Two output styles are supported. Semantic HTML produces clean markup with paragraph and heading elements, suitable for republishing content on a blog or documentation site. Visual HTML preserves more of the PDF's layout via absolute positioning, suitable when the document's appearance matters more than re-flowability.

Why Convert PDF to HTML

PDFs do not work well on the web. Mobile browsers render PDFs awkwardly, screen readers handle them inconsistently, search engines crawl them but rank them lower than equivalent HTML, and embedding a PDF in a webpage produces a clunky in-iframe viewer rather than a native experience. Converting to HTML produces content that works the way the web works.

HTML is also editable. Once a PDF's content is in HTML form, you can change typography, restructure sections, add interactive elements, and integrate the content with other web pages. PDF resists all of those operations.

How to Convert PDF to HTML

Drop the PDF, choose output style, generate.

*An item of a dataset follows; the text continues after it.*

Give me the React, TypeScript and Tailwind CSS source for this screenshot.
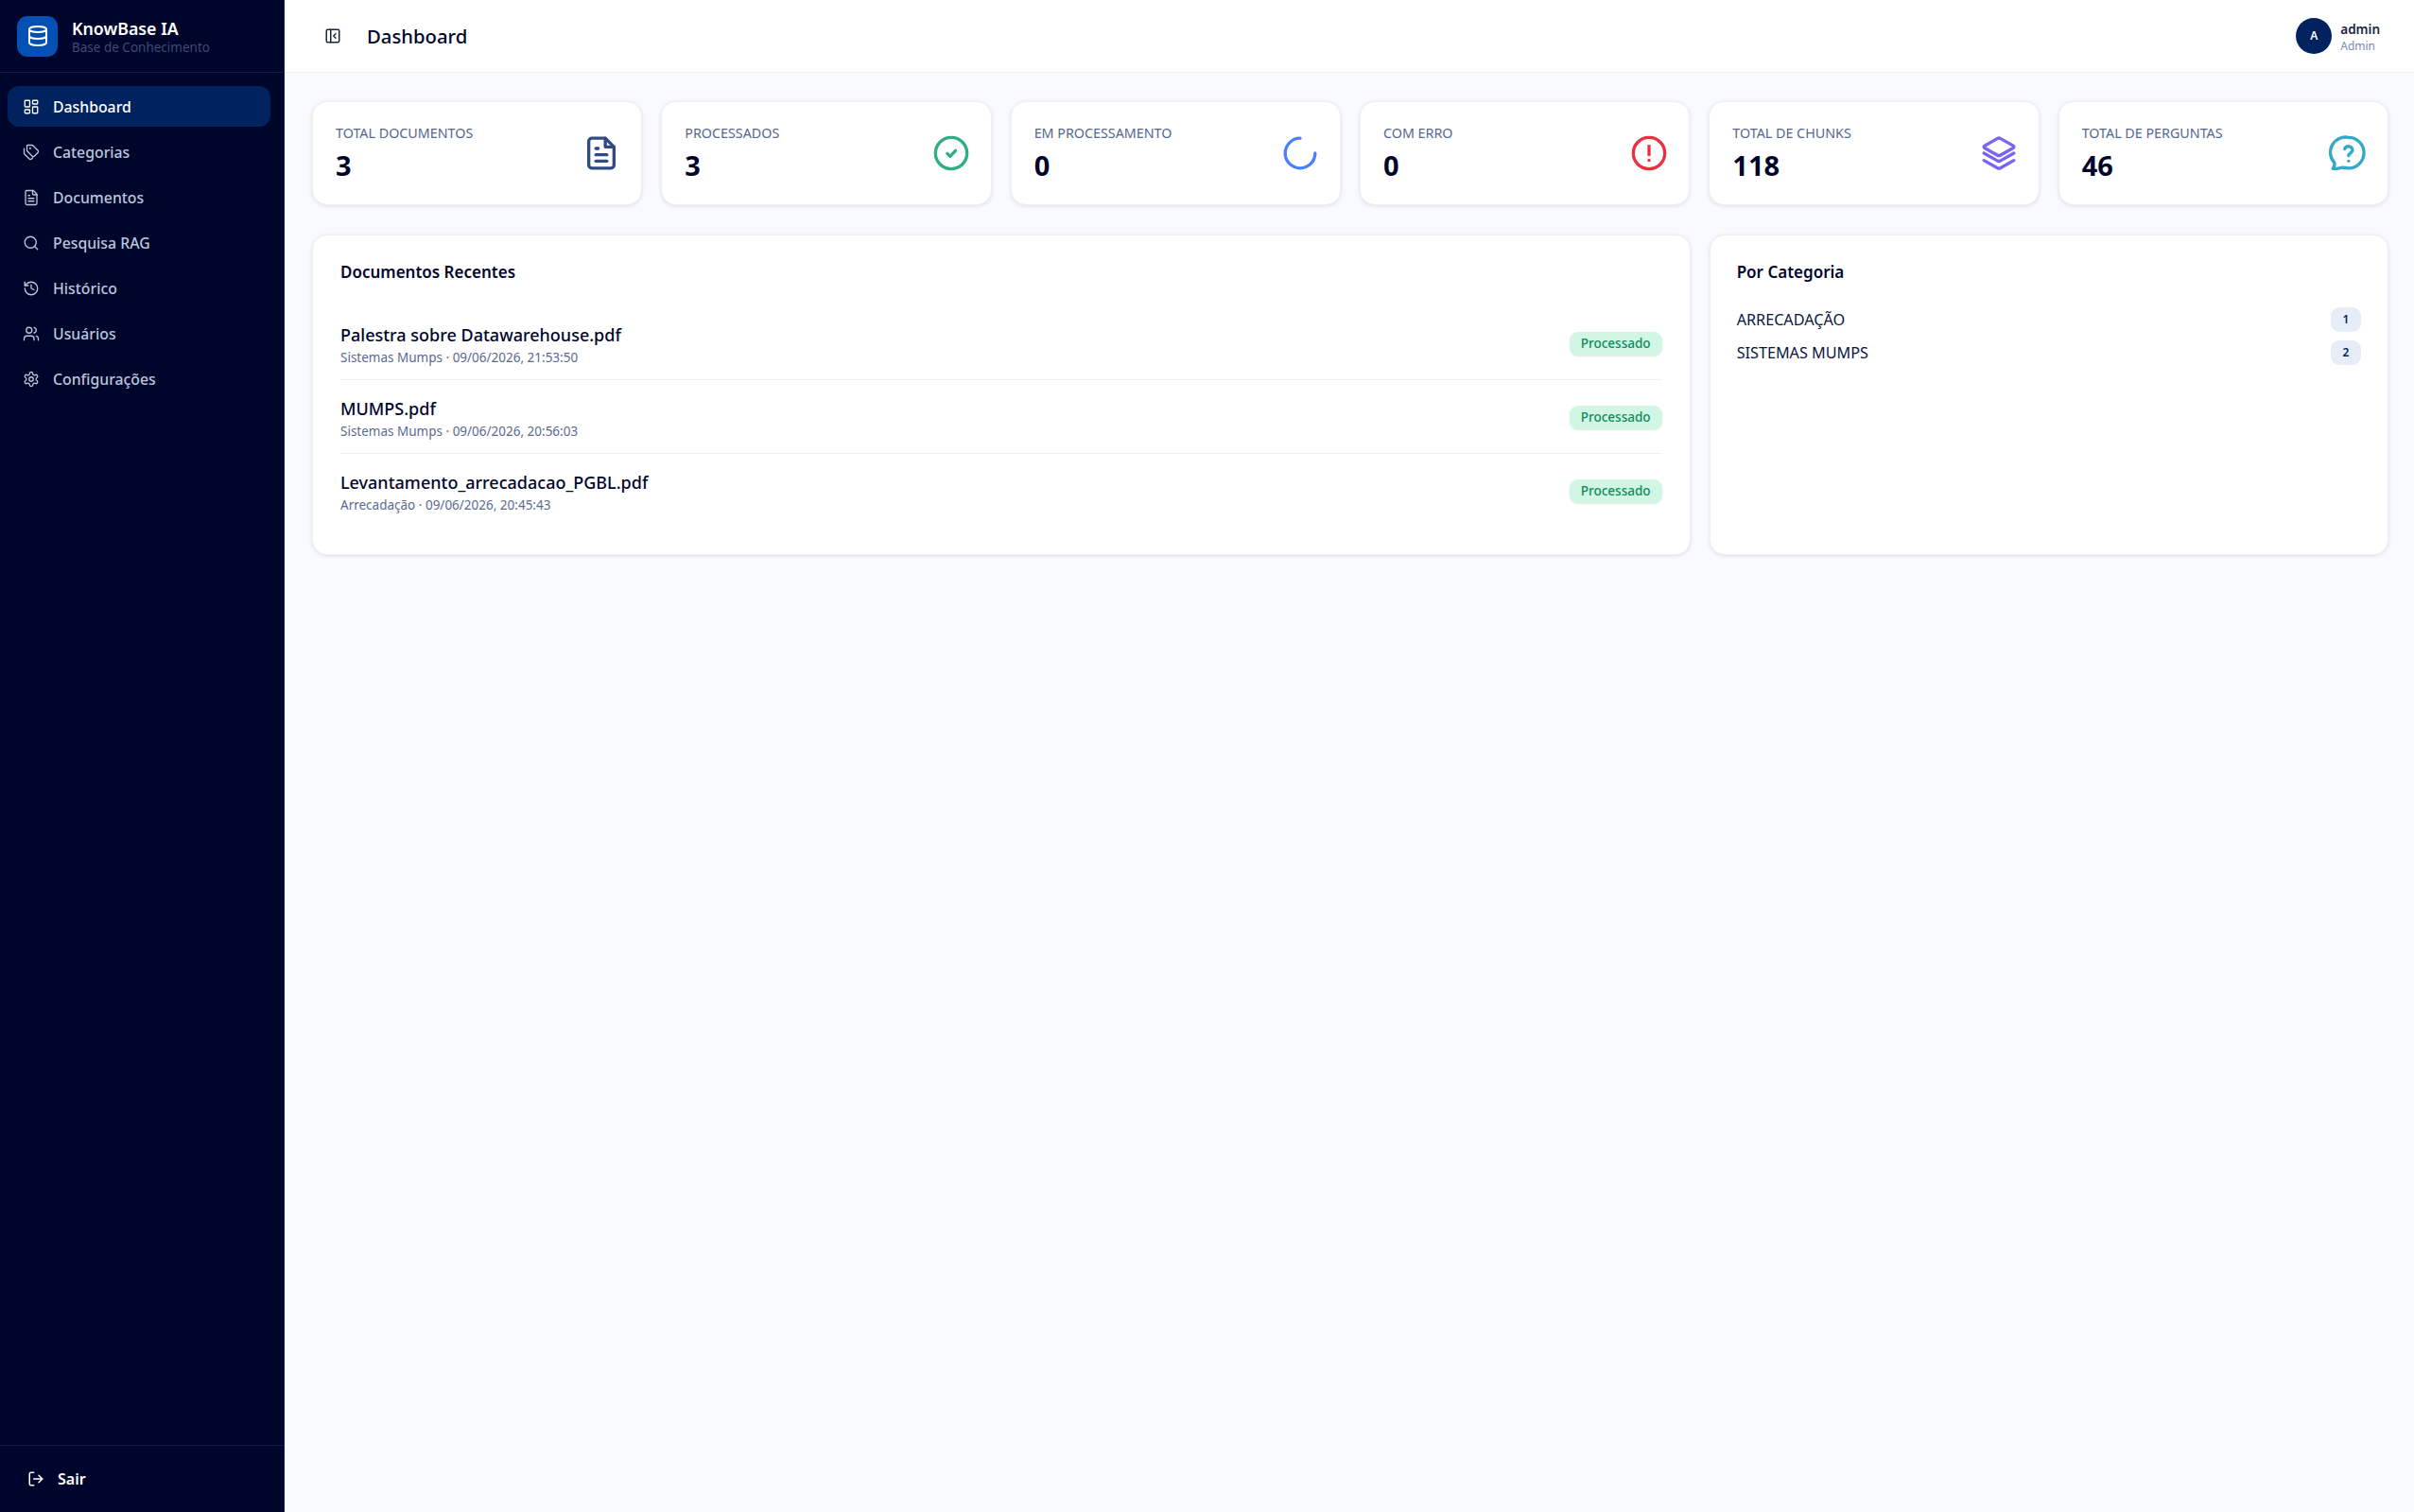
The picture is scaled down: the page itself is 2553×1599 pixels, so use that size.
import React from "react";

const font = "font-['Noto_Sans',sans-serif]";

function Icon({ className, sw = 2, children }: { className?: string; sw?: number; children: React.ReactNode }) {
  return (
    <svg viewBox="0 0 24 24" fill="none" stroke="currentColor" strokeWidth={sw} strokeLinecap="round" strokeLinejoin="round" className={className}>
      {children}
    </svg>
  );
}

const navItems: { label: string; active?: boolean; icon: React.ReactNode }[] = [
  {
    label: "Dashboard",
    active: true,
    icon: (
      <>
        <rect x="3" y="3" width="7" height="9" rx="1" />
        <rect x="14" y="3" width="7" height="5" rx="1" />
        <rect x="14" y="12" width="7" height="9" rx="1" />
        <rect x="3" y="16" width="7" height="5" rx="1" />
      </>
    ),
  },
  {
    label: "Categorias",
    icon: (
      <>
        <path d="M13.172 2a2 2 0 0 1 1.414.586l6.71 6.71a2.4 2.4 0 0 1 0 3.408l-4.592 4.592a2.4 2.4 0 0 1-3.408 0l-6.71-6.71A2 2 0 0 1 6 9.172V3a1 1 0 0 1 1-1z" />
        <path d="M2 7v6.172a2 2 0 0 0 .586 1.414l6.71 6.71a2.4 2.4 0 0 0 3.408 0l1.592-1.592" />
        <circle cx="10.5" cy="6.5" r=".5" fill="currentColor" />
      </>
    ),
  },
  {
    label: "Documentos",
    icon: (
      <>
        <path d="M15 2H6a2 2 0 0 0-2 2v16a2 2 0 0 0 2 2h12a2 2 0 0 0 2-2V7z" />
        <path d="M14 2v5a1 1 0 0 0 1 1h5" />
        <path d="M10 9H8" />
        <path d="M16 13H8" />
        <path d="M16 17H8" />
      </>
    ),
  },
  {
    label: "Pesquisa RAG",
    icon: (
      <>
        <circle cx="11" cy="11" r="8" />
        <path d="m21 21-4.3-4.3" />
      </>
    ),
  },
  {
    label: "Histórico",
    icon: (
      <>
        <path d="M3 12a9 9 0 1 0 9-9 9.75 9.75 0 0 0-6.74 2.74L3 8" />
        <path d="M3 3v5h5" />
        <path d="M12 7v5l4 2" />
      </>
    ),
  },
  {
    label: "Usuários",
    icon: (
      <>
        <path d="M16 21v-2a4 4 0 0 0-4-4H6a4 4 0 0 0-4 4v2" />
        <circle cx="9" cy="7" r="4" />
        <path d="M22 21v-2a4 4 0 0 0-3-3.87" />
        <path d="M16 3.13a4 4 0 0 1 0 7.75" />
      </>
    ),
  },
  {
    label: "Configurações",
    icon: (
      <>
        <path d="M12.22 2h-.44a2 2 0 0 0-2 2v.18a2 2 0 0 1-1 1.73l-.43.25a2 2 0 0 1-2 0l-.15-.08a2 2 0 0 0-2.73.73l-.22.38a2 2 0 0 0 .73 2.73l.15.1a2 2 0 0 1 1 1.72v.51a2 2 0 0 1-1 1.74l-.15.09a2 2 0 0 0-.73 2.73l.22.38a2 2 0 0 0 2.73.73l.15-.08a2 2 0 0 1 2 0l.43.25a2 2 0 0 1 1 1.73V20a2 2 0 0 0 2 2h.44a2 2 0 0 0 2-2v-.18a2 2 0 0 1 1-1.73l.43-.25a2 2 0 0 1 2 0l.15.08a2 2 0 0 0 2.73-.73l.22-.39a2 2 0 0 0-.73-2.73l-.15-.08a2 2 0 0 1-1-1.74v-.5a2 2 0 0 1 1-1.74l.15-.09a2 2 0 0 0 .73-2.73l-.22-.38a2 2 0 0 0-2.73-.73l-.15.08a2 2 0 0 1-2 0l-.43-.25a2 2 0 0 1-1-1.73V4a2 2 0 0 0-2-2z" />
        <circle cx="12" cy="12" r="3" />
      </>
    ),
  },
];

const stats: { label: string; value: string; color: string; icon: React.ReactNode }[] = [
  {
    label: "Total Documentos",
    value: "3",
    color: "text-[#2f4a85]",
    icon: (
      <>
        <path d="M14.500 2.500H6a2 2 0 0 0-2 2v15a2 2 0 0 0 2 2h12a2 2 0 0 0 2-2V8z" />
        <path d="M14.500 2.500V8H20" />
        <path d="M8.500 9H10" />
        <path d="M8.500 13h7" />
        <path d="M8.500 17h7" />
      </>
    ),
  },
  {
    label: "Processados",
    value: "3",
    color: "text-[#2fae82]",
    icon: (
      <>
        <circle cx="12" cy="12" r="10" />
        <path d="m9.500 12.200 1.800 1.800 3.400-3.600" />
      </>
    ),
  },
  {
    label: "Em Processamento",
    value: "0",
    color: "text-[#4a80ff]",
    icon: <path d="M12 2.500a9.500 9.500 0 1 0 9.500 9.500" />,
  },
  {
    label: "Com Erro",
    value: "0",
    color: "text-[#e8323f]",
    icon: (
      <>
        <circle cx="12" cy="12" r="10" />
        <path d="M12 7.500v5.500" />
        <path d="M12 16.500h.01" />
      </>
    ),
  },
  {
    label: "Total de Chunks",
    value: "118",
    color: "text-[#7a63f5]",
    icon: (
      <>
        <path d="M10.900 2.800a2 2 0 0 1 2.200 0l8 4.500a.8.8 0 0 1 0 1.400l-8 4.500a2 2 0 0 1-2.200 0l-8-4.500a.8.8 0 0 1 0-1.400z" />
        <path d="m2.500 12 8.400 4.700a2 2 0 0 0 2.200 0l8.400-4.700" />
        <path d="m2.500 16.600 8.400 4.700a2 2 0 0 0 2.200 0l8.400-4.700" />
      </>
    ),
  },
  {
    label: "Total de Perguntas",
    value: "46",
    color: "text-[#33a9c9]",
    icon: (
      <>
        <path d="M12.500 2a9.500 9.500 0 0 1 0 19.500c-1.700 0-3-.6-4.700-.3-1.700.3-3.400.9-5.300.6.800-1 1.300-2.200 1.100-3.600A9.700 9.700 0 0 1 12.500 2z" />
        <path d="M10 9.300a2.600 2.600 0 0 1 5 .8c0 1.700-2.500 2-2.500 3.500" />
        <path d="M12.500 17h.01" />
      </>
    ),
  },
];

const docs = [
  { name: "Palestra sobre Datawarehouse.pdf", meta: "Sistemas Mumps · 09/06/2026, 21:53:50" },
  { name: "MUMPS.pdf", meta: "Sistemas Mumps · 09/06/2026, 20:56:03" },
  { name: "Levantamento_arrecadacao_PGBL.pdf", meta: "Arrecadação · 09/06/2026, 20:45:43" },
];

const categories = [
  { name: "ARRECADAÇÃO", count: 1 },
  { name: "SISTEMAS MUMPS", count: 2 },
];

export default function App() {
  return (
    <div className={`flex h-[1599px] w-full overflow-hidden bg-[#f9faff] ${font}`}>
      {/* Sidebar */}
      <aside className="flex w-[301px] shrink-0 flex-col border-r border-[#10204a] bg-[#00052b]">
        <div className="flex h-[77px] items-center gap-[15px] border-b border-[#0f1c45] pl-[18px]">
          <div className="flex h-[43px] w-[43px] items-center justify-center rounded-[11px] bg-[#0550b4] text-white">
            <Icon className="h-[24px] w-[24px]">
              <ellipse cx="12" cy="5" rx="9" ry="3" />
              <path d="M3 5v14a9 3 0 0 0 18 0V5" />
              <path d="M3 12a9 3 0 0 0 18 0" />
            </Icon>
          </div>
          <div className="pt-[2px]">
            <div className="text-[17.800px] leading-[22px] font-semibold text-white">KnowBase IA</div>
            <div className="text-[13.500px] leading-[18px] text-[#3d4b75]">Base de Conhecimento</div>
          </div>
        </div>
        <nav className="flex flex-1 flex-col gap-[5px] pt-[14px] pr-[14px] pl-[8px]">
          {navItems.map((item) => (
            <div
              key={item.label}
              className={`flex h-[43px] items-center gap-[14px] rounded-[12px] pl-[16px] text-[15.800px] font-medium ${
                item.active ? "bg-[#00235f] text-white" : "text-[#bcc6dc]"
              }`}
            >
              <Icon className="h-[18px] w-[18px]" sw={1.75}>
                {item.icon}
              </Icon>
              <span className="pt-[2px]">{item.label}</span>
            </div>
          ))}
        </nav>
        <div className="flex h-[71px] items-center gap-[14px] border-t border-[#0f1c45] pl-[29px] text-[16px] font-semibold text-white">
          <Icon className="h-[18px] w-[18px]">
            <path d="M9 3H5a2 2 0 0 0-2 2v14a2 2 0 0 0 2 2h4" />
            <path d="M21 12H9" />
            <path d="m16 7 5 5-5 5" />
          </Icon>
          Sair
        </div>
      </aside>

      {/* Main */}
      <div className="flex min-w-0 flex-1 flex-col">
        <header className="flex h-[77px] items-center border-b border-[#f0f2fa] bg-white pr-[36px] pl-[42px]">
          <Icon className="h-[18px] w-[18px] text-[#1a2540]">
            <rect x="3" y="3" width="18" height="18" rx="2" />
            <path d="M9 3v18" />
            <path d="m16 15-3-3 3-3" />
          </Icon>
          <h1 className="ml-[27px] text-[20.300px] font-medium text-[#00052b]">Dashboard</h1>
          <div className="ml-auto flex items-center gap-[9px]">
            <div className="flex h-[38px] w-[38px] items-center justify-center rounded-full bg-[#00235f] text-[12px] font-semibold text-white">
              A
            </div>
            <div className="pt-[3px]">
              <div className="text-[13.500px] leading-[17px] font-semibold text-[#1a2540]">admin</div>
              <div className="text-[12px] leading-[17px] text-[#7a8bb0]">Admin</div>
            </div>
          </div>
        </header>

        <main className="flex flex-col gap-[31px] pt-[30px] pr-[27px] pl-[29px]">
          <div className="grid grid-cols-6 gap-[20px]">
            {stats.map((s) => (
              <div
                key={s.label}
                className="flex h-[110px] items-center justify-between rounded-[16px] border border-[#eef0f6] bg-white pr-[22px] pl-[24px] shadow-[0_1px_4px_rgba(20,30,70,0.12)]"
              >
                <div className="pt-[2px]">
                  <div className="text-[14.300px] leading-[18px] text-[#56678c] uppercase">{s.label}</div>
                  <div className="mt-[6px] text-[29px] leading-[38px] font-bold text-[#00052b]">{s.value}</div>
                </div>
                <Icon className={`h-[40px] w-[40px] ${s.color}`} sw={2}>
                  {s.icon}
                </Icon>
              </div>
            ))}
          </div>

          <div className="grid grid-cols-[1457fr_718fr] gap-[20px]">
            <section className="h-[339px] rounded-[16px] border border-[#eef0f6] bg-white px-[29px] pt-[27px] shadow-[0_1px_4px_rgba(20,30,70,0.12)]">
              <h2 className="text-[17px] leading-[24px] font-semibold text-[#00052b]">Documentos Recentes</h2>
              <div className="mt-[24px] flex flex-col">
                {docs.map((d, i) => (
                  <div
                    key={d.name}
                    className={`flex h-[78px] items-center justify-between border-b ${i < docs.length - 1 ? "border-[#eef0f6]" : "border-transparent"}`}
                  >
                    <div className="pt-[3px]">
                      <div className="text-[18px] leading-[24px] font-medium text-[#00052b]">{d.name}</div>
                      <div className="mt-[3px] text-[13.500px] leading-[18px] text-[#5a6a90]">{d.meta}</div>
                    </div>
                    <span className="mt-[2px] flex h-[25px] w-[98px] items-center justify-center rounded-[9px] bg-[#d1f7e4] text-[13.500px] font-medium text-[#0e8a5f] shadow-[0_1px_2px_rgba(20,30,70,0.12)]">
                      Processado
                    </span>
                  </div>
                ))}
              </div>
            </section>

            <section className="h-[339px] rounded-[16px] border border-[#eef0f6] bg-white pt-[27px] pr-[28px] pl-[28px] shadow-[0_1px_4px_rgba(20,30,70,0.12)]">
              <h2 className="text-[17px] leading-[24px] font-semibold text-[#00052b]">Por Categoria</h2>
              <div className="mt-[25px] flex flex-col gap-[9px]">
                {categories.map((c) => (
                  <div key={c.name} className="flex h-[26px] items-center justify-between text-[16.200px] text-[#0a1640]">
                    {c.name}
                    <span className="flex h-[26px] w-[32px] items-center justify-center rounded-[9px] bg-[#e6ecf8] text-[12px] font-semibold text-[#00235f]">
                      {c.count}
                    </span>
                  </div>
                ))}
              </div>
            </section>
          </div>
        </main>
      </div>
    </div>
  );
}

  1. Upload your PDF: Drag the file into the upload area or click to browse. Files up to 50 MB are supported. Password-protected PDFs are not supported; remove protection first.
  2. Choose output style: Semantic HTML produces flowing content with paragraph and heading tags. Visual HTML preserves the PDF's positioning via absolute CSS. Pick semantic for republishing, visual for layout-critical documents.
  3. Convert: PDF.js extracts text and layout. The converter maps font sizes to heading levels, identifies paragraph breaks, and emits HTML with CSS styling for typography. Conversion takes seconds for typical documents.
  4. Download the HTML: Save the .html file. Open it in any browser to preview. To use the content in a CMS, copy the inner body content and paste into the editor.

Common Use Cases

Technical Details

PDF.js exposes text content as items with bounding boxes, fonts, and Unicode strings. The converter sorts items by Y then X to recover reading order, groups items at similar baselines into lines, and clusters lines into paragraphs based on vertical spacing.

Heading detection uses font-size analysis: sizes significantly larger than the body font become headings, with the largest mapped to h1, the next-largest to h2, and so on. List detection looks for lines starting with bullet characters or numeric sequences.

The output HTML is self-contained: doctype, head with embedded CSS for typography, body with the converted content. Inline images from the PDF are not currently embedded; they remain a known limitation. The output validates as HTML5.

Best Practices

Frequently Asked Questions

Will the HTML look exactly like the PDF?
Not in semantic mode — that mode reflows content to flexible widths. Visual mode preserves more of the layout via absolute positioning, but at the cost of mobile responsiveness. Pick semantic for content publishing, visual for layout-faithful display.
Are images preserved?
Images embedded in the PDF are not currently extracted into the HTML output. For documents where images are critical, plan to insert them manually after conversion.
Will headings and lists be marked up correctly?
Headings are detected from font size. Lists are detected from bullet and numeric prefixes. Detection works well for typographically consistent documents and less well for documents with mixed styles.
Does it handle scanned PDFs?
No. Scanned PDFs lack extractable text. Run them through OCR (Tesseract, ocrmypdf) first to add a text layer.
Is the output mobile-friendly?
Semantic mode produces content that flows to fit any width. Visual mode uses absolute positioning that does not adapt to small screens. For mobile, use semantic mode.
Is my PDF uploaded to a server?
No. PDF.js runs in your browser; the file does not leave your device.
What is the maximum file size?
50 MB. Larger documents take longer to parse.
Can I edit the HTML after conversion?
Yes — that is part of the point. The output is plain HTML with embedded CSS, easy to edit in any text editor or paste into a CMS.